> **Task to complete**:
Return the listing below unchanged, minus its pictures.

> **Data block**:

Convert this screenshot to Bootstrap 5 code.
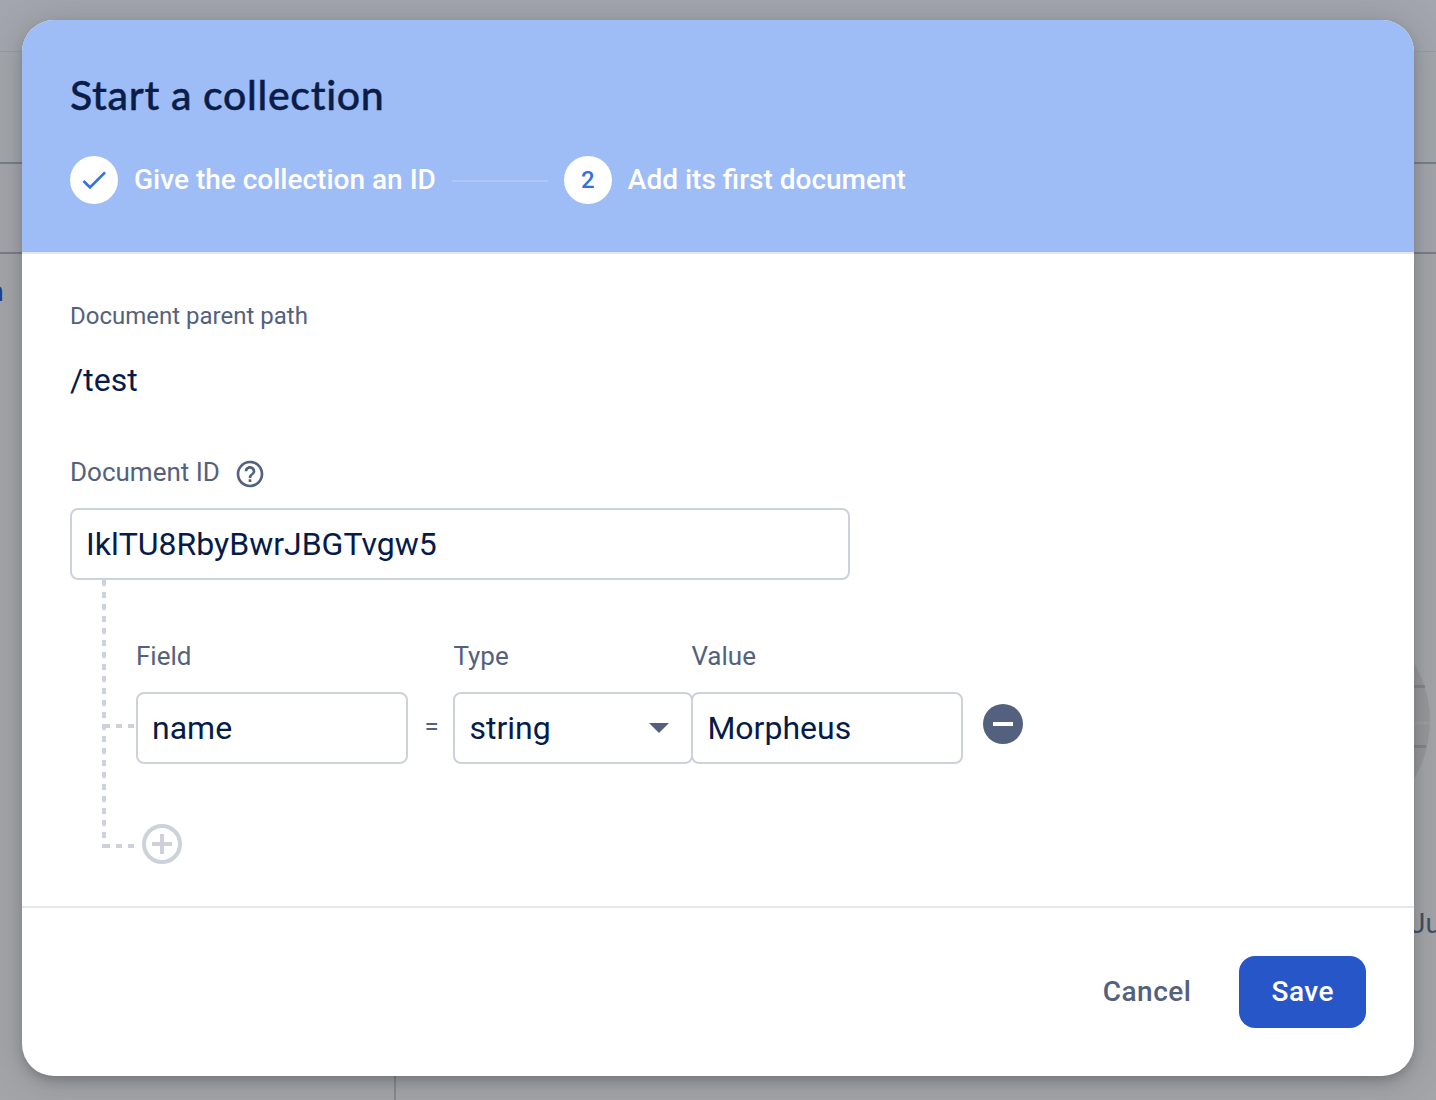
<!DOCTYPE html>
<html lang="en">
<head>
<meta charset="utf-8">
<meta name="viewport" content="width=device-width, initial-scale=1">
<title>Start a collection</title>
<link href="https://cdn.jsdelivr.net/npm/bootstrap@5.3.0/dist/css/bootstrap.min.css" rel="stylesheet">
<style>
html, body { height: 1100px; overflow: hidden; }
body { font-family: Roboto, "Noto Sans", sans-serif; background: #a4a5a8; color: #061b49; padding: 20px 22px; }
.bg-page { z-index: 0; color: #434d64; }
.bg-top { height: 52px; background: #a3a6ae; border-bottom: 1px solid #999ca2; }
.bg-title { height: 112px; background: #a3a6ab; border-bottom: 2px solid #777d8a; }
.bg-tools { height: 90px; background: #a3a5ab; border-bottom: 2px solid #777d8a; }
.bg-side { width: 396px; border-right: 2px solid #858992; }
.bg-link { color: #1d3f94; font-size: 28px; font-weight: 500; left: -12px; top: 20px; line-height: 36px; }
.bg-art { right: 6px; top: 354px; width: 226px; height: 226px; }
.bg-note { left: 1410px; top: 652px; font-size: 28px; line-height: 36px; white-space: nowrap; }
.dialog { z-index: 1; height: 1056px; border: 0; border-radius: 32px; overflow: hidden;
  box-shadow: 0 6px 12px -2px rgba(40,48,52,.3), 0 4px 36px 2px rgba(60,66,66,.22); }
.dialog-head { height: 234px; padding: 48px; background: #9ebcf6; border-bottom: 2px solid #e6e7ec; }
.dialog-title { font-family: Lato, sans-serif; font-size: 41px; line-height: 54px; font-weight: 500; letter-spacing: .67px; color: #0a1c48; margin: 0 0 34px; -webkit-text-stroke: .45px #0a1c48; }
.step-dot { width: 48px; height: 48px; background: #fff; color: #3570e3; font-size: 24px; font-weight: 500; }
.step-text { font-size: 28px; line-height: 48px; font-weight: 500; color: #fff; }
.step-rule { width: 96px; height: 2px; margin: 1px 16px 0; background: #afc8f8; }
.dialog-main { height: 654px; padding: 46px 48px 0; border-bottom: 2px solid #e6e7ec; }
.tx-muted { color: #54617e; }
.cap-sm { font-size: 24px; line-height: 32px; }
.cap-md { font-size: 26px; line-height: 32px; }
.path-text { font-size: 32px; line-height: 40px; margin-top: 28px; }
.id-row { margin-top: 52px; height: 40px; margin-bottom: 16px; }
.help { margin: 4px 0 0 14px; }
.dialog .form-control { height: 72px; border: 2px solid #cdd1db; border-radius: 8px; font-size: 32px; line-height: 40px; padding: 0 14px; color: #061b49; background-color: #fff; }
.id-input { width: 780px; }
.tree { width: 66px; height: 272px; flex: none; }
.fields { padding-top: 60px; }
.cap-row { height: 32px; margin-bottom: 20px; }
.dialog .w-field { width: 272px; }
.dialog .w-type { width: 240px; margin-right: -2px; }
.eq { width: 45.400px; font-size: 26px; padding-left: 2px; margin-top: -4px; }
.dialog .pick { cursor: pointer; }
.pick svg { margin-right: 8px; }
.remove-btn { margin: -8px 0 0 20px; }
.add-btn { margin: 60px 0 0 6px; }
.bare { border: 0; background: none; padding: 0; line-height: 0; }
.dialog-foot { height: 168px; padding: 48px; gap: 16px; }
.dialog-foot .btn { height: 72px; font-size: 28px; font-weight: 500; letter-spacing: .5px; border: 0; border-radius: 16px; padding: 0 32px; }
.btn-save { --bs-btn-bg: #2756c9; --bs-btn-color: #fff; --bs-btn-hover-bg: #2049b0; --bs-btn-hover-color: #fff; }
</style>
</head>
<body>
<div class="bg-page position-absolute top-0 start-0 w-100 h-100 d-flex flex-column overflow-hidden" aria-hidden="true">
  <div class="bg-top"></div>
  <div class="bg-title"></div>
  <div class="bg-tools"></div>
  <div class="d-flex flex-grow-1 position-relative">
    <div class="bg-side"></div>
    <span class="bg-link position-absolute">n</span>
    <svg class="bg-art position-absolute" viewBox="0 0 226 226"><circle cx="113" cy="113" r="113" fill="#97989a"/><path d="M0 78.500h221M0 138.500h222" stroke="#838487" stroke-width="3"/><path d="M0 115h226" stroke="#9d9ea0" stroke-width="3"/></svg>
    <span class="bg-note position-absolute">Ju</span>
  </div>
</div>

<main class="dialog card position-relative">
  <header class="dialog-head">
    <h1 class="dialog-title">Start a collection</h1>
    <div class="d-flex align-items-center">
      <span class="step-dot rounded-circle d-flex align-items-center justify-content-center me-3">
        <svg width="32" height="32" viewBox="0 0 24 24" fill="currentColor"><path d="M9 16.170L4.830 12l-1.420 1.410L9 19 21 7l-1.410-1.410z"/></svg>
      </span>
      <span class="step-text">Give the collection an ID</span>
      <span class="step-rule"></span>
      <span class="step-dot rounded-circle d-flex align-items-center justify-content-center me-3">2</span>
      <span class="step-text">Add its first document</span>
    </div>
  </header>

  <section class="dialog-main">
    <div class="cap-sm tx-muted">Document parent path</div>
    <div class="path-text">/test</div>
    <div class="id-row d-flex align-items-center tx-muted">
      <label class="cap-md" for="docId">Document ID</label>
      <svg class="help" width="32" height="32" viewBox="0 0 24 24" fill="currentColor"><path d="M11 18h2v-2h-2v2zm1-16C6.480 2 2 6.480 2 12s4.480 10 10 10 10-4.480 10-10S17.520 2 12 2zm0 18c-4.410 0-8-3.590-8-8s3.590-8 8-8 8 3.590 8 8-3.590 8-8 8zm0-14c-2.210 0-4 1.790-4 4h2c0-1.100.9-2 2-2s2 .9 2 2c0 2-3 1.750-3 5h2c0-2.250 3-2.500 3-5 0-2.210-1.790-4-4-4z"/></svg>
    </div>
    <input id="docId" class="form-control id-input" value="IklTU8RbyBwrJBGTvgw5">
    <div class="d-flex">
      <svg class="tree" viewBox="0 0 66 272" fill="none" stroke="#cdd1da" stroke-width="4" stroke-dasharray="6 6"><path d="M34 0V264"/><path d="M34 146H64M34 266H64"/><path d="M32 266h4" stroke-dasharray="none"/></svg>
      <div class="fields">
        <div class="cap-row cap-md tx-muted d-flex">
          <label class="w-field" for="fName">Field</label><span class="eq"></span>
          <label class="w-type" for="fType">Type</label>
          <label class="w-field" for="fValue">Value</label>
        </div>
        <div class="d-flex align-items-center">
          <input id="fName" class="form-control w-field" value="name">
          <span class="eq tx-muted text-center">=</span>
          <div id="fType" class="form-control pick w-type d-flex align-items-center justify-content-between" role="combobox" tabindex="0">string
            <svg width="20" height="10" viewBox="0 0 20 10"><path d="M0 0h20L10 10z" fill="#54617e"/></svg>
          </div>
          <input id="fValue" class="form-control w-field" value="Morpheus">
          <button class="bare remove-btn" aria-label="Remove field"><svg width="40" height="40" viewBox="0 0 40 40"><circle cx="20" cy="20" r="20" fill="#54617e"/><path d="M10 20h20" stroke="#fff" stroke-width="4"/></svg></button>
        </div>
        <button class="bare add-btn d-block" aria-label="Add field"><svg width="40" height="40" viewBox="0 0 40 40" fill="none" stroke="#cdd1da" stroke-width="4"><circle cx="20" cy="20" r="18"/><path d="M10 20h20M20 10v20"/></svg></button>
      </div>
    </div>
  </section>

  <footer class="dialog-foot d-flex justify-content-end">
    <button class="btn tx-muted">Cancel</button>
    <button class="btn btn-save">Save</button>
  </footer>
</main>
<script src="https://cdn.jsdelivr.net/npm/bootstrap@5.3.0/dist/js/bootstrap.bundle.min.js"></script>
</body>
</html>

> **Written response**:
Convert this screenshot to Bootstrap 5 code.
<!DOCTYPE html>
<html lang="en">
<head>
<meta charset="utf-8">
<meta name="viewport" content="width=device-width, initial-scale=1">
<title>Start a collection</title>
<link href="https://cdn.jsdelivr.net/npm/bootstrap@5.3.0/dist/css/bootstrap.min.css" rel="stylesheet">
<style>
html, body { height: 1100px; overflow: hidden; }
body { font-family: Roboto, "Noto Sans", sans-serif; background: #a4a5a8; color: #061b49; padding: 20px 22px; }
.bg-page { z-index: 0; color: #434d64; }
.bg-top { height: 52px; background: #a3a6ae; border-bottom: 1px solid #999ca2; }
.bg-title { height: 112px; background: #a3a6ab; border-bottom: 2px solid #777d8a; }
.bg-tools { height: 90px; background: #a3a5ab; border-bottom: 2px solid #777d8a; }
.bg-side { width: 396px; border-right: 2px solid #858992; }
.bg-link { color: #1d3f94; font-size: 28px; font-weight: 500; left: -12px; top: 20px; line-height: 36px; }
.bg-art { right: 6px; top: 354px; width: 226px; height: 226px; }
.bg-note { left: 1410px; top: 652px; font-size: 28px; line-height: 36px; white-space: nowrap; }
.dialog { z-index: 1; height: 1056px; border: 0; border-radius: 32px; overflow: hidden;
  box-shadow: 0 6px 12px -2px rgba(40,48,52,.3), 0 4px 36px 2px rgba(60,66,66,.22); }
.dialog-head { height: 234px; padding: 48px; background: #9ebcf6; border-bottom: 2px solid #e6e7ec; }
.dialog-title { font-family: Lato, sans-serif; font-size: 41px; line-height: 54px; font-weight: 500; letter-spacing: .67px; color: #0a1c48; margin: 0 0 34px; -webkit-text-stroke: .45px #0a1c48; }
.step-dot { width: 48px; height: 48px; background: #fff; color: #3570e3; font-size: 24px; font-weight: 500; }
.step-text { font-size: 28px; line-height: 48px; font-weight: 500; color: #fff; }
.step-rule { width: 96px; height: 2px; margin: 1px 16px 0; background: #afc8f8; }
.dialog-main { height: 654px; padding: 46px 48px 0; border-bottom: 2px solid #e6e7ec; }
.tx-muted { color: #54617e; }
.cap-sm { font-size: 24px; line-height: 32px; }
.cap-md { font-size: 26px; line-height: 32px; }
.path-text { font-size: 32px; line-height: 40px; margin-top: 28px; }
.id-row { margin-top: 52px; height: 40px; margin-bottom: 16px; }
.help { margin: 4px 0 0 14px; }
.dialog .form-control { height: 72px; border: 2px solid #cdd1db; border-radius: 8px; font-size: 32px; line-height: 40px; padding: 0 14px; color: #061b49; background-color: #fff; }
.id-input { width: 780px; }
.tree { width: 66px; height: 272px; flex: none; }
.fields { padding-top: 60px; }
.cap-row { height: 32px; margin-bottom: 20px; }
.dialog .w-field { width: 272px; }
.dialog .w-type { width: 240px; margin-right: -2px; }
.eq { width: 45.400px; font-size: 26px; padding-left: 2px; margin-top: -4px; }
.dialog .pick { cursor: pointer; }
.pick svg { margin-right: 8px; }
.remove-btn { margin: -8px 0 0 20px; }
.add-btn { margin: 60px 0 0 6px; }
.bare { border: 0; background: none; padding: 0; line-height: 0; }
.dialog-foot { height: 168px; padding: 48px; gap: 16px; }
.dialog-foot .btn { height: 72px; font-size: 28px; font-weight: 500; letter-spacing: .5px; border: 0; border-radius: 16px; padding: 0 32px; }
.btn-save { --bs-btn-bg: #2756c9; --bs-btn-color: #fff; --bs-btn-hover-bg: #2049b0; --bs-btn-hover-color: #fff; }
</style>
</head>
<body>
<div class="bg-page position-absolute top-0 start-0 w-100 h-100 d-flex flex-column overflow-hidden" aria-hidden="true">
  <div class="bg-top"></div>
  <div class="bg-title"></div>
  <div class="bg-tools"></div>
  <div class="d-flex flex-grow-1 position-relative">
    <div class="bg-side"></div>
    <span class="bg-link position-absolute">n</span>
    <svg class="bg-art position-absolute" viewBox="0 0 226 226"><circle cx="113" cy="113" r="113" fill="#97989a"/><path d="M0 78.500h221M0 138.500h222" stroke="#838487" stroke-width="3"/><path d="M0 115h226" stroke="#9d9ea0" stroke-width="3"/></svg>
    <span class="bg-note position-absolute">Ju</span>
  </div>
</div>

<main class="dialog card position-relative">
  <header class="dialog-head">
    <h1 class="dialog-title">Start a collection</h1>
    <div class="d-flex align-items-center">
      <span class="step-dot rounded-circle d-flex align-items-center justify-content-center me-3">
        <svg width="32" height="32" viewBox="0 0 24 24" fill="currentColor"><path d="M9 16.170L4.830 12l-1.420 1.410L9 19 21 7l-1.410-1.410z"/></svg>
      </span>
      <span class="step-text">Give the collection an ID</span>
      <span class="step-rule"></span>
      <span class="step-dot rounded-circle d-flex align-items-center justify-content-center me-3">2</span>
      <span class="step-text">Add its first document</span>
    </div>
  </header>

  <section class="dialog-main">
    <div class="cap-sm tx-muted">Document parent path</div>
    <div class="path-text">/test</div>
    <div class="id-row d-flex align-items-center tx-muted">
      <label class="cap-md" for="docId">Document ID</label>
      <svg class="help" width="32" height="32" viewBox="0 0 24 24" fill="currentColor"><path d="M11 18h2v-2h-2v2zm1-16C6.480 2 2 6.480 2 12s4.480 10 10 10 10-4.480 10-10S17.520 2 12 2zm0 18c-4.410 0-8-3.590-8-8s3.590-8 8-8 8 3.590 8 8-3.590 8-8 8zm0-14c-2.210 0-4 1.790-4 4h2c0-1.100.9-2 2-2s2 .9 2 2c0 2-3 1.750-3 5h2c0-2.250 3-2.500 3-5 0-2.210-1.790-4-4-4z"/></svg>
    </div>
    <input id="docId" class="form-control id-input" value="IklTU8RbyBwrJBGTvgw5">
    <div class="d-flex">
      <svg class="tree" viewBox="0 0 66 272" fill="none" stroke="#cdd1da" stroke-width="4" stroke-dasharray="6 6"><path d="M34 0V264"/><path d="M34 146H64M34 266H64"/><path d="M32 266h4" stroke-dasharray="none"/></svg>
      <div class="fields">
        <div class="cap-row cap-md tx-muted d-flex">
          <label class="w-field" for="fName">Field</label><span class="eq"></span>
          <label class="w-type" for="fType">Type</label>
          <label class="w-field" for="fValue">Value</label>
        </div>
        <div class="d-flex align-items-center">
          <input id="fName" class="form-control w-field" value="name">
          <span class="eq tx-muted text-center">=</span>
          <div id="fType" class="form-control pick w-type d-flex align-items-center justify-content-between" role="combobox" tabindex="0">string
            <svg width="20" height="10" viewBox="0 0 20 10"><path d="M0 0h20L10 10z" fill="#54617e"/></svg>
          </div>
          <input id="fValue" class="form-control w-field" value="Morpheus">
          <button class="bare remove-btn" aria-label="Remove field"><svg width="40" height="40" viewBox="0 0 40 40"><circle cx="20" cy="20" r="20" fill="#54617e"/><path d="M10 20h20" stroke="#fff" stroke-width="4"/></svg></button>
        </div>
        <button class="bare add-btn d-block" aria-label="Add field"><svg width="40" height="40" viewBox="0 0 40 40" fill="none" stroke="#cdd1da" stroke-width="4"><circle cx="20" cy="20" r="18"/><path d="M10 20h20M20 10v20"/></svg></button>
      </div>
    </div>
  </section>

  <footer class="dialog-foot d-flex justify-content-end">
    <button class="btn tx-muted">Cancel</button>
    <button class="btn btn-save">Save</button>
  </footer>
</main>
<script src="https://cdn.jsdelivr.net/npm/bootstrap@5.3.0/dist/js/bootstrap.bundle.min.js"></script>
</body>
</html>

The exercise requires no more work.